The Results ... line should actually include the path to the application build log, see https://github.com/easybuilders/easybuild-framework/blob/0c1a642848681a71709c2dffefdc305a86cb789b/easybuild/framework/easyblock.py#L4186-L4187

For some reason it's not for you though? So the glob that defines the logs variable comes back with an empty list somehow?

Can you check the temporary directory created by EasyBuild, are the logs actually still there?

Also, can you share the output of eb --show-config?

smoors commented 2 years ago

for me the log files shown at the beginning and at the end are not the same, which is a bit confusing. at the beginning:

== Temporary log file in case of crash /dev/shm/vsc10009/eb-e_w78y/easybuild-6J_zLt.log

at the end (after a crash):

== Results of the build can be found in the log file(s) /dev/shm/vsc10009/eb-e_w78y/easybuild-GROMACS-2021.4-20211222.085224.wZvkK.log
boegel commented 2 years ago

@smoors That's because there are two types of log files: a "session" log file, and a separate log file per installation being performed (which gets copied to the installation directory on completion); see also https://docs.easybuild.io/en/latest/Logfiles.html

boegel commented 2 years ago

The Results ... line should actually include the path to the application build log, see

https://github.com/easybuilders/easybuild-framework/blob/0c1a642848681a71709c2dffefdc305a86cb789b/easybuild/framework/easyblock.py#L4186-L4187

For some reason it's not for you though? So the glob that defines the logs variable comes back with an empty list somehow?

Can you check the temporary directory created by EasyBuild, are the logs actually still there?

Also, can you share the output of eb --show-config?

@surak Can you clarify?

surak commented 2 years ago

I think that the issue description is clear enough, no?

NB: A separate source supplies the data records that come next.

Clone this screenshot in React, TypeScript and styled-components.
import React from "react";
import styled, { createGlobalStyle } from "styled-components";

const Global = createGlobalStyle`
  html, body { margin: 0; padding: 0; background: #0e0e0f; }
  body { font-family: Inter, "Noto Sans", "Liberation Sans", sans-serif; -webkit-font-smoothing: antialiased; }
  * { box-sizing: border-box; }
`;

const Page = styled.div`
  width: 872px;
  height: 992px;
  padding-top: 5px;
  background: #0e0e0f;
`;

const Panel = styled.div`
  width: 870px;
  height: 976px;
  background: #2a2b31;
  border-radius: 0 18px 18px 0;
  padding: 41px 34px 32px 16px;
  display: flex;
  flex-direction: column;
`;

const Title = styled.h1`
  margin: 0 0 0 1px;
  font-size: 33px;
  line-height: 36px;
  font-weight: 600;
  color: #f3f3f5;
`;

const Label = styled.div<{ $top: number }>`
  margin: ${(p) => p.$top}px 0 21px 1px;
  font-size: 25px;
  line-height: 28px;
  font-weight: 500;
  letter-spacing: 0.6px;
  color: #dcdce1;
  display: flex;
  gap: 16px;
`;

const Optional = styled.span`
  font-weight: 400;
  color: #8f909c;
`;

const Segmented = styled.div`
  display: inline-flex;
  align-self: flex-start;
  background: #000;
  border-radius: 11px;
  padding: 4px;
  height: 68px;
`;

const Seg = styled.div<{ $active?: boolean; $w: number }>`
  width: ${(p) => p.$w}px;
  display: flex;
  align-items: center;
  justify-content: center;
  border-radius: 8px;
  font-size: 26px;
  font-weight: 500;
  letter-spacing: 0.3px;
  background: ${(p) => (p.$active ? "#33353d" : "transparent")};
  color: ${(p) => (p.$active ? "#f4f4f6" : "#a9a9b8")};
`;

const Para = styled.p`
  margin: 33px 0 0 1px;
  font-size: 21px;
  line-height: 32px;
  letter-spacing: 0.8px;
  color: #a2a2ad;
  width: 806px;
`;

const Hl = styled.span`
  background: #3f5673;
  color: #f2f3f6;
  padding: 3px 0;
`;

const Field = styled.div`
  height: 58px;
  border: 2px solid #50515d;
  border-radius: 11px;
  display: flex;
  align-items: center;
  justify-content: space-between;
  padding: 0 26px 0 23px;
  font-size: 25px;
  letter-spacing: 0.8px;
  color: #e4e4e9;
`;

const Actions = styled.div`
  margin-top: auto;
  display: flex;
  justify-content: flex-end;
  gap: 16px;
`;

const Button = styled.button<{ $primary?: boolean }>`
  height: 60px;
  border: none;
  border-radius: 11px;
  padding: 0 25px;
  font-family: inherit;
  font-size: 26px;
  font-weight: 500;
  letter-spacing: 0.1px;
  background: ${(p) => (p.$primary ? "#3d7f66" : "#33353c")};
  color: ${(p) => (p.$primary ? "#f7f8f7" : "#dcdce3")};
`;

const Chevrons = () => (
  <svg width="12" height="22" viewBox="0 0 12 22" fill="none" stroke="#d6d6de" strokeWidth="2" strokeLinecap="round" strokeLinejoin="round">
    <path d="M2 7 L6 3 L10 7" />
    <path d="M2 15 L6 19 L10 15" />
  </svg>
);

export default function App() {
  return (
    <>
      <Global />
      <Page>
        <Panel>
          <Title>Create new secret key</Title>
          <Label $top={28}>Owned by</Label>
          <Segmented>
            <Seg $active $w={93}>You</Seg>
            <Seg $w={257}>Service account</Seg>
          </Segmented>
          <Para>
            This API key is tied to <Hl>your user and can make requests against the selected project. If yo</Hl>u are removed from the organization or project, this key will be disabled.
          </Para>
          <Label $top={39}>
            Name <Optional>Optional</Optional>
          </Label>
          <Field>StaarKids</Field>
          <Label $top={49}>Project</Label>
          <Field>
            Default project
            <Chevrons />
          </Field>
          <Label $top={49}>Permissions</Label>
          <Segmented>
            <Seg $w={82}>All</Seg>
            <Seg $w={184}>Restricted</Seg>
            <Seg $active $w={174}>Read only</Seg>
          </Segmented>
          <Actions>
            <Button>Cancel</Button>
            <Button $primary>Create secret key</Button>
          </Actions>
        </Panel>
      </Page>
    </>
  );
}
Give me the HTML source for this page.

There's no pointer at the actual error, neither where to find it.

What I have been doing on the supercomputers for years is to run everything with -l - as most errors tend to show close to the end, with a bit of a scroll at least.

On other environments, -l seems to print much more than before, or so was my impression. When updating the timer, does it do some ascii commands on the timer line or does it print everything again?

In any case, if something fails, the last thing I want to see on the screen is either:

Currently, I have neither.

surak commented 2 years ago
== installing extension rgl 0.107.14 (386/1038)...
  >> defining build environment for gcccoremkl/11.2.0-2021.4.0 toolchain
  >> running command:
        [started at: 2022-01-24 22:18:12]
        [working dir: /dev/shm/strube1/juwelsbooster/R/4.1.2/gcccoremkl-11.2.0-2021.4.0/rgl]
        [output logged in /tmp/eb-uw4uv1em/easybuild-run_cmd-ytni5pln.log]
        tar xzf /p/project/ccstao/cstao05/easybuild/juwelsbooster/sources/r/R/extensions/rgl_0.107.14.tar.gz
  >> command completed: exit 0, ran in < 1s
  >> running command:
        [started at: 2022-01-24 22:18:12]
        [working dir: /dev/shm/strube1/juwelsbooster/R/4.1.2/gcccoremkl-11.2.0-2021.4.0/rgl/rgl]
        [output logged in /tmp/eb-uw4uv1em/easybuild-run_cmd-eh_rwk__.log]
        R CMD INSTALL /dev/shm/strube1/juwelsbooster/R/4.1.2/gcccoremkl-11.2.0-2021.4.0/rgl/rgl   
--library=/p/project/ccstao/cstao05/easybuild/juwelsbooster/software/R/4.1.2-gcccoremkl-11.2.0-2021.4.0/lib64/R/library --no-clean-on-error
  >> command completed: exit 1, ran in 00h01m25s
==      ... (took 1 min 26 secs)
== ... (took 3 hours 8 mins 51 secs)
== FAILED: Installation ended unsuccessfully (build directory: /dev/shm/strube1/juwelsbooster/R/4.1.2/gcccoremkl-11.2.0-2021.4.0): build failed (first 300 
chars): cmd " R CMD INSTALL /dev/shm/strube1/juwelsbooster/R/4.1.2/gcccoremkl-11.2.0-2021.4.0/rgl/rgl   
--library=/p/project/ccstao/cstao05/easybuild/juwelsbooster/software/R/4.1.2-gcccoremkl-11.2.0-2021.4.0/lib64/R/library --no-clean-on-error " exited with exit 
code 1 and output:
* installing *source* pack (took 3 hours 36 mins 9 secs)
== Results of the build can be found in the log file(s) /tmp/eb-uw4uv1em/easybuild-R-4.1.2-20220124.184330.qfPqj.log
Installing 'rgl' extension (386/1038) ━━━━━━━━━━━━━━╸━━━━━━━━━━━━━━━━━━━━━━━━━ 3:08:15
ERROR: Build of /p/project/cjsc/a.strube/easybuild-repository/Golden_Repo/r/R/R-4.1.2-gcccoremkl-11.2.0-2021.4.0.eb failed (err: 'build failed (first 300 chars): cmd " R CMD INSTALL /dev/shm/strube1/juwelsbooster/R/4.1.2/gcccoremkl-11.2.0-2021.4.0/rgl/rgl   --library=/p/project/ccstao/cstao05/easybuild/juwelsbooster/software/R/4.1.2-gcccoremkl-11.2.0-2021.4.0/lib64/R/library --no-clean-on-error " exited with exit code 1 and output:\n* installing *source* pack')

It's like... what happened? I don't know. And the error log is not the last thing I see: Rather, it's completely useless info. I have to fish for the log file on the letter soup here.